Genocide Education in High Schools


The Zoryan Institute developed and launched its Promoting Equity, Tolerance, Reconciliation and Awareness Through Genocide Education Program in the Spring of 2022. The program, initially funded by the Ontario Ministry of Education provides secondary school students at the grades 10 to 12 levels with a foundational understanding of the numerous, complex, and often emotional issues related to crimes against humanity and genocide. 

Each presentation delivered through this program opens with an interactive discussion introducing human rights and genocide, and explores select cases of genocide, such as the Armenian Genocide, the Holocaust, the cultural genocide of the Indigenous Peoples of Canada, among others, using a comparative and multidisciplinary approach. The use of first-hand testimonies from those who experienced genocide during the program humanizes the impacts of genocide in a sensitive and age-appropriate manner and allows students to compare and understand commonalities in the processes and experiences of genocide, and better understand the universality of the phenomenon. By raising awareness about about the multifaceted impacts of genocide, including intergenerational trauma, cultural destruction, mass population displacements, etc., and connecting them to students’ own experiences and responsibilities as citizens, this presentation helps facilitate tolerance, intellectual dialogue, and respect for human rights and dignity. 
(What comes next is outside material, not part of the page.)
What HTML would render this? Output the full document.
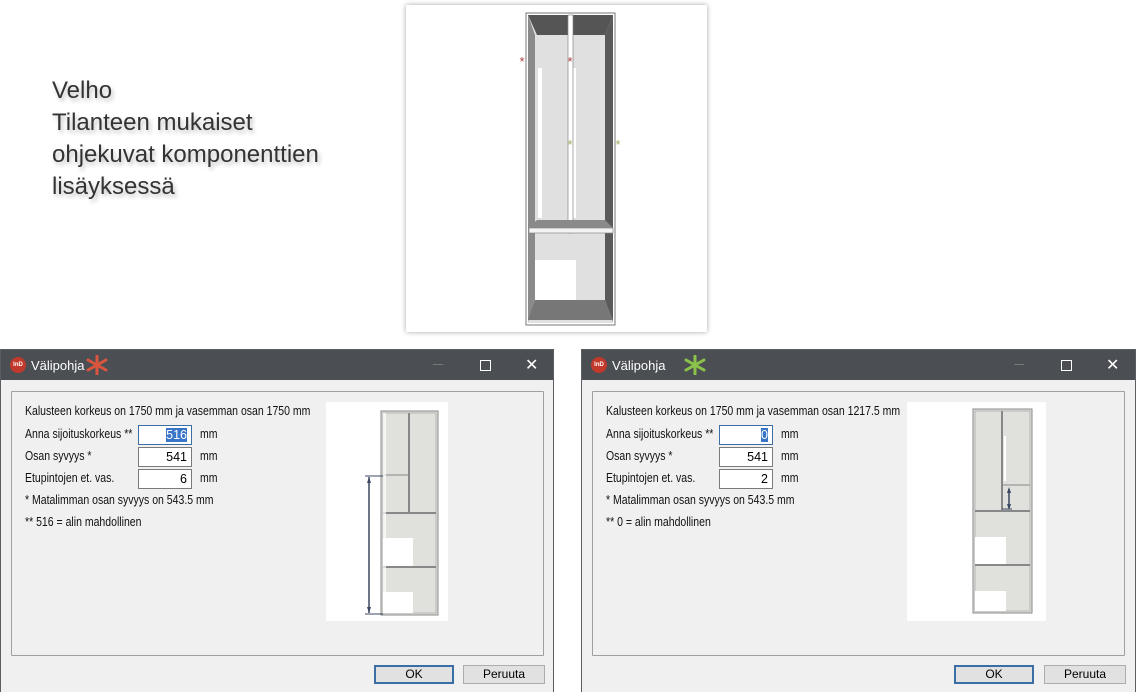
<!DOCTYPE html>
<html><head><meta charset="utf-8">
<style>
*{margin:0;padding:0;box-sizing:border-box}
body{width:1140px;height:692px;background:#fff;position:relative;overflow:hidden;font-family:"Liberation Sans",sans-serif}
.big{position:absolute;left:52px;top:75px;font-size:24px;line-height:32px;color:#333;text-shadow:2px 3px 4px rgba(0,0,0,.25)}
.top{position:absolute;left:406px;top:5px;width:301px;height:327px;background:#fff;box-shadow:0 0 5px rgba(0,0,0,.35)}
.dlg{position:absolute;top:349px;height:343px;background:#f0f0f0;border:1px solid #5a5e63;border-bottom:none}
.tb{position:absolute;left:0;top:0;right:0;height:30px;background:#4b4f54;color:#fff;font-size:13px}
.tb .t{position:absolute;left:30px;top:8px}
.ic{position:absolute;left:9px;top:7px;width:16px;height:16px;border-radius:50%;background:#c0392b;color:#fff;font-size:6px;font-weight:bold;text-align:center;line-height:16px}
.grp{position:absolute;left:10px;top:41px;border:1px solid #a0a0a0;border-radius:1px}
.lbl{position:absolute;font-size:12.5px;color:#111;white-space:nowrap;transform:scaleX(0.84);transform-origin:0 0}
.inp{position:absolute;width:54px;height:20px;background:#fff;border:1px solid #7a7a7a;font-size:12.5px;text-align:right;padding-right:4px;line-height:18px}
.btn{position:absolute;top:315px;height:19px;background:#e1e1e1;border:1px solid #adadad;font-size:12px;text-align:center;line-height:17px}
.ok{border:2px solid #3a6ea5;line-height:15px}
.ctl{position:absolute;top:6px;color:#fff}
</style></head><body>
<div class="big">Velho<br>Tilanteen mukaiset<br>ohjekuvat komponenttien<br>lisäyksessä</div>

<div class="top">
<svg width="301" height="327" viewBox="406 5 301 327" style="position:absolute;left:0;top:0">
<rect x="526" y="13" width="89" height="312" fill="#fff" stroke="#777" stroke-width="1"/>
<rect x="528" y="15" width="85" height="308" fill="#e0e0e0"/>
<polygon points="528,15 613,15 605,35 537,35" fill="#555"/>
<polygon points="528,15 535,35 535,300 528,322" fill="#8a8a8a"/>
<polygon points="613,15 605,35 605,300 613,322" fill="#5a5a5a"/>
<rect x="538" y="68" width="4" height="150" fill="#fff"/>
<rect x="573" y="68" width="3" height="150" fill="#fff"/>
<rect x="568" y="15" width="5" height="218" fill="#fff" stroke="#888" stroke-width=".7"/>
<polygon points="537,220 605,220 613,228 528,228" fill="#8a8a8a"/>
<rect x="529" y="228" width="84" height="5" fill="#f4f4f4" stroke="#888" stroke-width=".7"/>
<rect x="535" y="260" width="41" height="40" fill="#fff"/>
<polygon points="535,300 605,300 613,320 528,320" fill="#777"/>
<text x="522" y="66" font-size="13" fill="#b04040" text-anchor="middle">*</text>
<text x="570" y="66" font-size="13" fill="#b04040" text-anchor="middle">*</text>
<text x="570" y="149" font-size="13" fill="#9ab060" text-anchor="middle">*</text>
<text x="618" y="149" font-size="13" fill="#9ab060" text-anchor="middle">*</text>
</svg>
</div>

<!-- dialog 1 -->
<div class="dlg" style="left:0;width:554px">
<div class="tb"><div class="ic">InD</div><div class="t">Välipohja</div>
<svg style="position:absolute;left:85px;top:5px" width="22" height="20" viewBox="0 0 22 20"><g stroke="#d9553d" stroke-width="3" stroke-linecap="round"><line x1="11" y1="1" x2="11" y2="19"/><line x1="2" y1="5" x2="20" y2="15"/><line x1="2" y1="15" x2="20" y2="5"/></g></svg>
<div class="ctl" style="left:432px;top:14px;width:10px;height:1px;background:#777"></div>
<div class="ctl" style="left:479px;top:10px;width:11px;height:11px;border:1px solid #fff"></div>
<div class="ctl" style="left:524px;top:5px;font-size:16px">✕</div></div>
<div class="grp" style="width:533px;height:265px"></div>
<div class="lbl" style="left:24px;top:54px">Kalusteen korkeus on 1750 mm ja vasemman osan 1750 mm</div>
<div class="lbl" style="left:24px;top:77px">Anna sijoituskorkeus **</div>
<div class="inp" style="left:137px;top:75px;border-color:#3a6ea5"><span style="background:#3874c8;color:#fff">516</span></div>
<div class="lbl" style="left:199px;top:77px">mm</div>
<div class="lbl" style="left:24px;top:99px">Osan syvyys *</div>
<div class="inp" style="left:137px;top:97px">541</div>
<div class="lbl" style="left:199px;top:99px">mm</div>
<div class="lbl" style="left:24px;top:121px">Etupintojen et. vas.</div>
<div class="inp" style="left:137px;top:119px">6</div>
<div class="lbl" style="left:199px;top:121px">mm</div>
<div class="lbl" style="left:24px;top:143px">* Matalimman osan syvyys on 543.5 mm</div>
<div class="lbl" style="left:24px;top:165px">** 516 = alin mahdollinen</div>
<svg style="position:absolute;left:325px;top:52px" width="122" height="219" viewBox="326 402 122 219">
<rect x="326" y="402" width="122" height="219" fill="#fff"/>
<rect x="381" y="411" width="57" height="204" fill="#e0e0dd" stroke="#888" stroke-width="1"/>
<rect x="383" y="413" width="53" height="200" fill="none" stroke="#999" stroke-width=".6"/>
<line x1="409" y1="413" x2="409" y2="513" stroke="#888" stroke-width="2"/>
<line x1="383" y1="475" x2="408" y2="475" stroke="#888"/>
<line x1="383" y1="513" x2="436" y2="513" stroke="#888" stroke-width="2"/>
<line x1="383" y1="567" x2="436" y2="567" stroke="#888" stroke-width="2"/>
<rect x="383" y="538" width="30" height="28" fill="#fff"/>
<rect x="383" y="592" width="30" height="21" fill="#fff"/>
<rect x="383" y="413" width="3" height="200" fill="#fff" opacity=".7"/>
<line x1="369" y1="477" x2="369" y2="613" stroke="#3b4760" stroke-width="1.5"/>
<line x1="365" y1="476" x2="383" y2="476" stroke="#3b4760"/>
<line x1="365" y1="614" x2="383" y2="614" stroke="#3b4760"/>
<polygon points="369,477 367,483 371,483" fill="#3b4760"/>
<polygon points="369,613 367,607 371,607" fill="#3b4760"/>
</svg>
<div class="btn ok" style="left:373px;width:80px">OK</div>
<div class="btn" style="left:462px;width:82px">Peruuta</div>
</div>

<!-- dialog 2 -->
<div class="dlg" style="left:581px;width:555px">
<div class="tb"><div class="ic">InD</div><div class="t">Välipohja</div>
<svg style="position:absolute;left:102px;top:5px" width="22" height="20" viewBox="0 0 22 20"><g stroke="#8bc34a" stroke-width="3" stroke-linecap="round"><line x1="11" y1="1" x2="11" y2="19"/><line x1="2" y1="5" x2="20" y2="15"/><line x1="2" y1="15" x2="20" y2="5"/></g></svg>
<div class="ctl" style="left:432px;top:14px;width:10px;height:1px;background:#777"></div>
<div class="ctl" style="left:479px;top:10px;width:11px;height:11px;border:1px solid #fff"></div>
<div class="ctl" style="left:524px;top:5px;font-size:16px">✕</div></div>
<div class="grp" style="width:533px;height:265px"></div>
<div class="lbl" style="left:24px;top:54px">Kalusteen korkeus on 1750 mm ja vasemman osan 1217.5 mm</div>
<div class="lbl" style="left:24px;top:77px">Anna sijoituskorkeus **</div>
<div class="inp" style="left:137px;top:75px;border-color:#3a6ea5"><span style="background:#3874c8;color:#fff">0</span></div>
<div class="lbl" style="left:199px;top:77px">mm</div>
<div class="lbl" style="left:24px;top:99px">Osan syvyys *</div>
<div class="inp" style="left:137px;top:97px">541</div>
<div class="lbl" style="left:199px;top:99px">mm</div>
<div class="lbl" style="left:24px;top:121px">Etupintojen et. vas.</div>
<div class="inp" style="left:137px;top:119px">2</div>
<div class="lbl" style="left:199px;top:121px">mm</div>
<div class="lbl" style="left:24px;top:143px">* Matalimman osan syvyys on 543.5 mm</div>
<div class="lbl" style="left:24px;top:165px">** 0 = alin mahdollinen</div>
<svg style="position:absolute;left:325px;top:52px" width="139" height="219" viewBox="907 402 139 219">
<rect x="907" y="402" width="139" height="219" fill="#fff"/>
<rect x="973" y="409" width="59" height="204" fill="#e0e0dd" stroke="#888" stroke-width="1"/>
<rect x="975" y="411" width="55" height="200" fill="none" stroke="#999" stroke-width=".6"/>
<line x1="1002" y1="411" x2="1002" y2="510" stroke="#888" stroke-width="2"/>
<line x1="1003" y1="485" x2="1030" y2="485" stroke="#888"/>
<line x1="975" y1="511" x2="1030" y2="511" stroke="#888" stroke-width="2"/>
<line x1="975" y1="565" x2="1030" y2="565" stroke="#888" stroke-width="2"/>
<rect x="975" y="537" width="31" height="27" fill="#fff"/>
<rect x="975" y="591" width="31" height="20" fill="#fff"/>
<rect x="1004" y="436" width="2" height="45" fill="#fff"/>
<line x1="1009" y1="489" x2="1009" y2="508" stroke="#3b4760" stroke-width="1.5"/>
<polygon points="1009,487 1007,493 1011,493" fill="#3b4760"/>
<polygon points="1009,510 1007,504 1011,504" fill="#3b4760"/>
<line x1="1002" y1="509" x2="1012" y2="509" stroke="#3b4760"/>
</svg>
<div class="btn ok" style="left:372px;width:80px">OK</div>
<div class="btn" style="left:462px;width:82px">Peruuta</div>
</div>
</body></html>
What the presentation includes:

Presentations will be delivered by graduate students and early career scholars trained by the Institute in the field of Genocide and Human Rights Studies. Each presentation will be approximately 70 minutes long. Each presentation will open with an introduction to human rights and genocide, with examples from select cases of genocide, such as the Armenian Genocide, the Holocaust, and the cultural genocide of the Indigenous Peoples of Canada. The presentations will be followed by viewing select scenes from the animated documentary, Aurora’s Sunrise, based on the Zoryan Institute oral history interview with Armenian Genocide survivor, Aurora Mardiganian. These scenes will be analyzed alongside excerpts from Anne Frank’s diary, and an audio-visual testimony of a residential school survivor from the Legacy of Hope Foundation. By analyzing excerpts from powerful first-hand survivor testimonies and literature in a comparative and interdisciplinary manner, high-school level students are able to understand and process the information presented and relate it to their lives and to various communities within the Canadian context, with a special consideration of Indigenous Peoples of Canada.

Why genocide education is important:

Genocide education is key to shaping better-informed citizens who are committed to promoting equity and tolerance. Students will not only benefit from increased knowledge and understanding of gross violations of human rights and genocide and their impacts, but by teaching multiculturally and multiethnically diverse Ontario secondary school students about this subject, and demonstrating that genocide is a shared human experience, this program will help to facilitate empathy, intellectual dialogue, and respect, and provide a unique opportunity for students to develop a more comprehensive understanding of their individual and collective histories. For students whose families and communities have directly experienced genocide or other gross violations of human rights, and students who are descendants of perpetrator groups, the program provides an opportunity to foster dialogue and bring about a common understanding of history between adversary groups. In the process, this may help promote reconciliation and address intergenerational trauma.